* Given exercise: Copy every line of the listing that holds the string "components".

* Records for this task:
-=-=-=-=-

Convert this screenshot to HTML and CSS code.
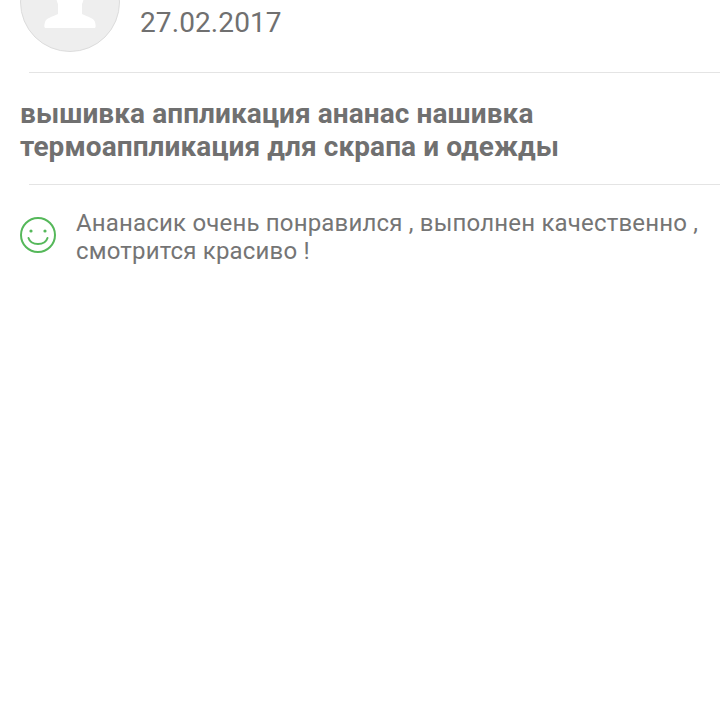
FILE: index.html
```html
<!DOCTYPE html>
<html lang="ru">
<head>
    <meta charset="UTF-8">
    <title>Отзыв</title>
    <link rel="stylesheet" href="styles.css">
</head>
<body>

<div class="review">
    <div class="header">
        <svg class="avatar" width="100" height="100" viewBox="0 0 100 100">
            <circle cx="50" cy="50" r="49.5" fill="#eeeeee" stroke="#dcdcdc"/>
            <path d="M26 76 C24 76 24 74 25 70 C26 66 32 65 38 62 L38 52 C34 44 34 20 50 20 C66 20 66 44 62 52 L62 62 C68 65 74 66 75 70 C76 74 76 76 74 76 Z" fill="#fff"/>
        </svg>
        <div class="date">27.02.2017</div>
    </div>
    <div class="divider"></div>
    <h2 class="title">вышивка аппликация ананас нашивка термоаппликация для скрапа и одежды</h2>
    <div class="divider"></div>
    <div class="comment">
        <svg class="smile" width="36" height="36" viewBox="0 0 36 36" fill="none" stroke="#55b85a" stroke-width="2">
            <circle cx="18" cy="18" r="17"/>
            <circle cx="11" cy="14" r="1.6" fill="#55b85a" stroke="none"/>
            <circle cx="25" cy="14" r="1.6" fill="#55b85a" stroke="none"/>
            <path d="M8.5 21 C11 29 25 29 27.5 21" stroke-linecap="round"/>
        </svg>
        <p class="text">Ананасик очень понравился , выполнен качественно , смотрится красиво !</p>
    </div>
</div>

</body>
</html>
```

FILE: styles.css
```css
body {
    font-family: Roboto, "Noto Sans", sans-serif;
    background: #fff;
    margin: 0;
    color: #757575;
    overflow: hidden;
}
.review {
    height: 720px;
    overflow: hidden;
}
.header {
    display: flex;
    height: 72px;
    padding-left: 20px;
    margin-top: -48px;
}
.avatar {
    flex: none;
}
.date {
    margin-left: 20px;
    margin-top: 55px;
    font-size: 28px;
    line-height: 32px;
    letter-spacing: 0.1px;
    color: #707070;
}
.divider {
    height: 1px;
    background: #e4e4e4;
    margin-left: 29px;
}
.header + .divider {
    margin-top: 48px;
}
.title {
    margin: 0;
    padding: 24px 20px 21px;
    font-size: 28px;
    line-height: 33px;
    font-weight: 700;
    letter-spacing: 0.08px;
    color: #707070;
}
.comment {
    display: flex;
    padding: 24px 16px 0 20px;
}
.smile {
    flex: none;
    margin-top: 8px;
}
.text {
    margin: 0 0 0 20px;
    font-size: 24px;
    line-height: 28px;
    letter-spacing: 0.18px;
}
```
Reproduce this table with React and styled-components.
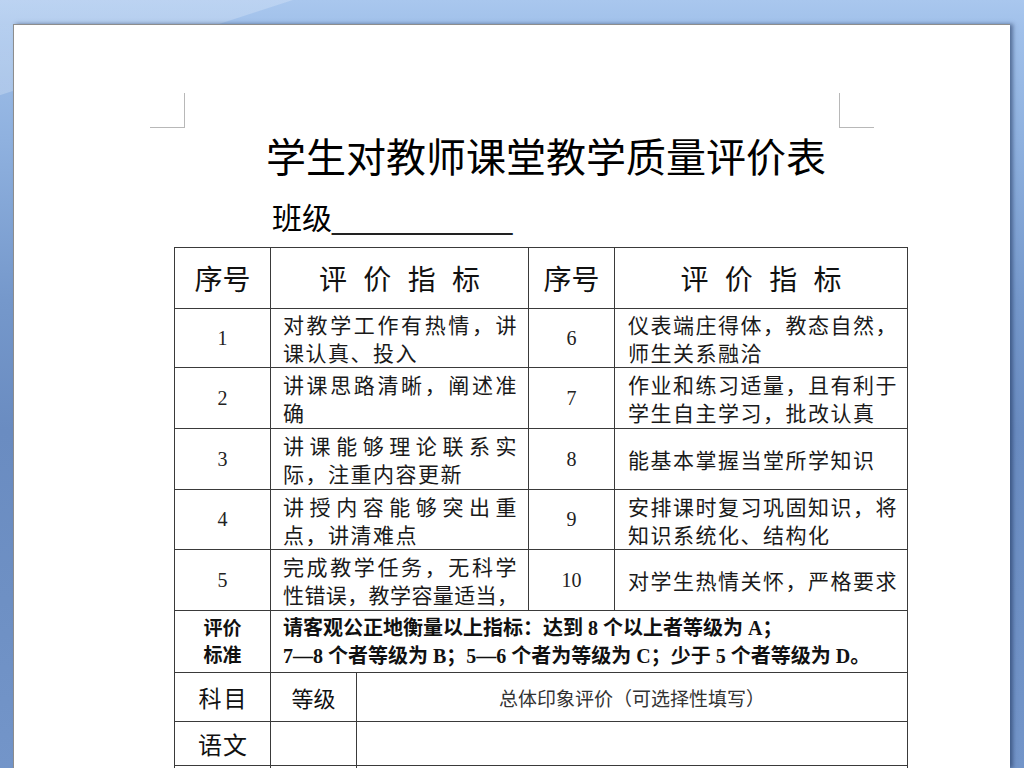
import React from 'react';
import styled, { createGlobalStyle } from 'styled-components';

const GlobalStyle = createGlobalStyle`
  html, body { margin: 0; padding: 0; }
  body {
    width: 1024px;
    height: 768px;
    overflow: hidden;
    font-family: "Noto Sans CJK SC", sans-serif;
    color: #111;
    background:
      linear-gradient(162deg, rgba(255,255,255,0.22) 0, rgba(255,255,255,0.22) 90px, rgba(255,255,255,0) 91px),
      linear-gradient(180deg, #a9c7ee 0px, #a0c0ea 30px, #8fb1df 140px, #7598cb 300px, #6a8cc1 430px, #6e90c4 600px, #7395c9 768px);
  }
`;

const Viewport = styled.div`
  height: 768px;
  box-sizing: border-box;
  padding: 24px 14px 0 13px;
`;

const Page = styled.div`
  height: 744px;
  box-sizing: border-box;
  background: #fff;
  border-top: 1px solid #8d8d8d;
  border-left: 1px solid #8d8d8d;
  box-shadow: 3px 0 4px rgba(25, 45, 85, 0.55);
  padding: 68px 136px 0 136px;
  overflow: hidden;
`;

const MarkRow = styled.div`
  display: flex;
  justify-content: space-between;
`;

const Mark = styled.div`
  width: 35px;
  height: 35px;
  box-sizing: border-box;
  border-bottom: 1px solid #b8b8b8;
  ${(p) => (p.$side === 'left' ? 'border-right: 1px solid #b8b8b8;' : 'border-left: 1px solid #b8b8b8;')}
`;

const Content = styled.div`
  padding: 0 35px 0 34px;
`;

const Title = styled.h1`
  margin: 2px 0 0 0;
  padding-left: 82px;
  font-family: "Noto Sans CJK SC", sans-serif;
  font-size: 40px;
  line-height: 50px;
  font-weight: 400;
  color: #000;
  white-space: nowrap;
`;

const ClassLine = styled.div`
  margin-top: 16px;
  padding-left: 88px;
  font-size: 30px;
  line-height: 40px;
  color: #000;
  white-space: nowrap;
`;

const Blank = styled.span`
  font-family: "Liberation Sans", sans-serif;
  letter-spacing: -0.3px;
  color: #222;
`;

const Table = styled.table`
  margin: 8px 0 0 -10px;
  width: 733px;
  table-layout: fixed;
  border-collapse: collapse;
  border: 1px solid #3a3a3a;
`;

const Row = styled.tr`
  height: ${(p) => p.$h}px;
`;

const Cell = styled.td`
  border: 1px solid #3a3a3a;
  padding: 0;
  vertical-align: middle;
  overflow: hidden;
`;

const HeadCell = styled(Cell)`
  text-align: center;
  font-size: 28px;
  line-height: 36px;
  letter-spacing: ${(p) => (p.$spread ? '5px' : '0')};
  padding-left: ${(p) => (p.$spread ? '5px' : '0')};
  color: #111;
  white-space: nowrap;
`;

const NumCell = styled(Cell)`
  text-align: center;
  font-family: "Liberation Serif", serif;
  font-size: 20px;
  color: #222;
`;

const TextCell = styled(Cell)`
  padding: 0 10px 0 ${(p) => p.$padLeft || 12}px;
  font-size: 21px;
  line-height: 28px;
  letter-spacing: 1.5px;
  color: #1a1a1a;
`;

const Line = styled.div`
  white-space: nowrap;
  text-align: ${(p) => (p.$full ? 'justify' : 'left')};
  text-align-last: ${(p) => (p.$full ? 'justify' : 'left')};
  letter-spacing: ${(p) => (p.$tight ? '0px' : 'inherit')};
`;

const LabelCell = styled(Cell)`
  text-align: center;
  font-family: "Liberation Serif", "Noto Sans CJK SC", serif;
  font-weight: 700;
  font-size: 19px;
  line-height: 27px;
  color: #111;
`;

const CriteriaCell = styled(Cell)`
  padding-left: 12px;
  font-family: "Liberation Serif", "Noto Sans CJK SC", serif;
  font-weight: 700;
  font-size: 20px;
  line-height: 28px;
  color: #111;
`;

const SubjectCell = styled(Cell)`
  text-align: center;
  font-size: ${(p) => p.$size || 24}px;
  letter-spacing: ${(p) => p.$ls || 0}px;
  padding-left: ${(p) => p.$ls || 0}px;
  color: ${(p) => p.$color || '#111'};
  white-space: nowrap;
`;

const rows = [
  {
    h: 59,
    n: '1',
    left: [['对教学工作有热情，讲', true], ['课认真、投入']],
    m: '6',
    right: [['仪表端庄得体，教态自然，'], ['师生关系融洽']],
  },
  {
    h: 61,
    n: '2',
    left: [['讲课思路清晰，阐述准', true], ['确']],
    m: '7',
    right: [['作业和练习适量，且有利于'], ['学生自主学习，批改认真']],
  },
  {
    h: 61,
    n: '3',
    left: [['讲课能够理论联系实', true], ['际，注重内容更新']],
    m: '8',
    right: [['能基本掌握当堂所学知识']],
  },
  {
    h: 60,
    n: '4',
    left: [['讲授内容能够突出重', true], ['点，讲清难点']],
    m: '9',
    right: [['安排课时复习巩固知识，将'], ['知识系统化、结构化']],
  },
  {
    h: 61,
    n: '5',
    left: [['完成教学任务，无科学', true], ['性错误，教学容量适当，', true, true]],
    m: '10',
    right: [['对学生热情关怀，严格要求']],
  },
];

function Lines({ items }) {
  return items.map(([text, full, tight], i) => (
    <Line key={i} $full={full} $tight={tight}>
      {text}
    </Line>
  ));
}

export default function App() {
  return (
    <>
      <GlobalStyle />
      <Viewport>
        <Page>
          <MarkRow>
            <Mark $side="left" />
            <Mark $side="right" />
          </MarkRow>
          <Content>
            <Title>学生对教师课堂教学质量评价表</Title>
            <ClassLine>
              班级<Blank>___________</Blank>
            </ClassLine>
            <Table>
              <colgroup>
                <col style={{ width: '96px' }} />
                <col style={{ width: '86px' }} />
                <col style={{ width: '172px' }} />
                <col style={{ width: '86px' }} />
                <col style={{ width: '293px' }} />
              </colgroup>
              <tbody>
                <Row $h={61}>
                  <HeadCell>序号</HeadCell>
                  <HeadCell colSpan={2} $spread>评 价 指 标</HeadCell>
                  <HeadCell>序号</HeadCell>
                  <HeadCell $spread>评 价 指 标</HeadCell>
                </Row>
                {rows.map((r) => (
                  <Row key={r.n} $h={r.h}>
                    <NumCell>{r.n}</NumCell>
                    <TextCell colSpan={2}>
                      <Lines items={r.left} />
                    </TextCell>
                    <NumCell>{r.m}</NumCell>
                    <TextCell $padLeft={13}>
                      <Lines items={r.right} />
                    </TextCell>
                  </Row>
                ))}
                <Row $h={62}>
                  <LabelCell>
                    <div>评价</div>
                    <div>标准</div>
                  </LabelCell>
                  <CriteriaCell colSpan={4}>
                    <Line>请客观公正地衡量以上指标：达到 8 个以上者等级为 A；</Line>
                    <Line>7—8 个者等级为 B；5—6 个者为等级为 C；少于 5 个者等级为 D。</Line>
                  </CriteriaCell>
                </Row>
                <Row $h={49}>
                  <SubjectCell $size={23} $ls={2}>科目</SubjectCell>
                  <SubjectCell $size={22}>等级</SubjectCell>
                  <SubjectCell colSpan={3} $size={19} $color="#333">
                    总体印象评价（可选择性填写）
                  </SubjectCell>
                </Row>
                <Row $h={44}>
                  <SubjectCell $size={24} $ls={1}>语文</SubjectCell>
                  <SubjectCell />
                  <SubjectCell colSpan={3} />
                </Row>
                <Row $h={44}>
                  <SubjectCell />
                  <SubjectCell />
                  <SubjectCell colSpan={3} />
                </Row>
              </tbody>
            </Table>
          </Content>
        </Page>
      </Viewport>
    </>
  );
}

-=-=-=-=-

* Worked solution:
Reproduce this table with React and styled-components.
import styled, { createGlobalStyle } from 'styled-components';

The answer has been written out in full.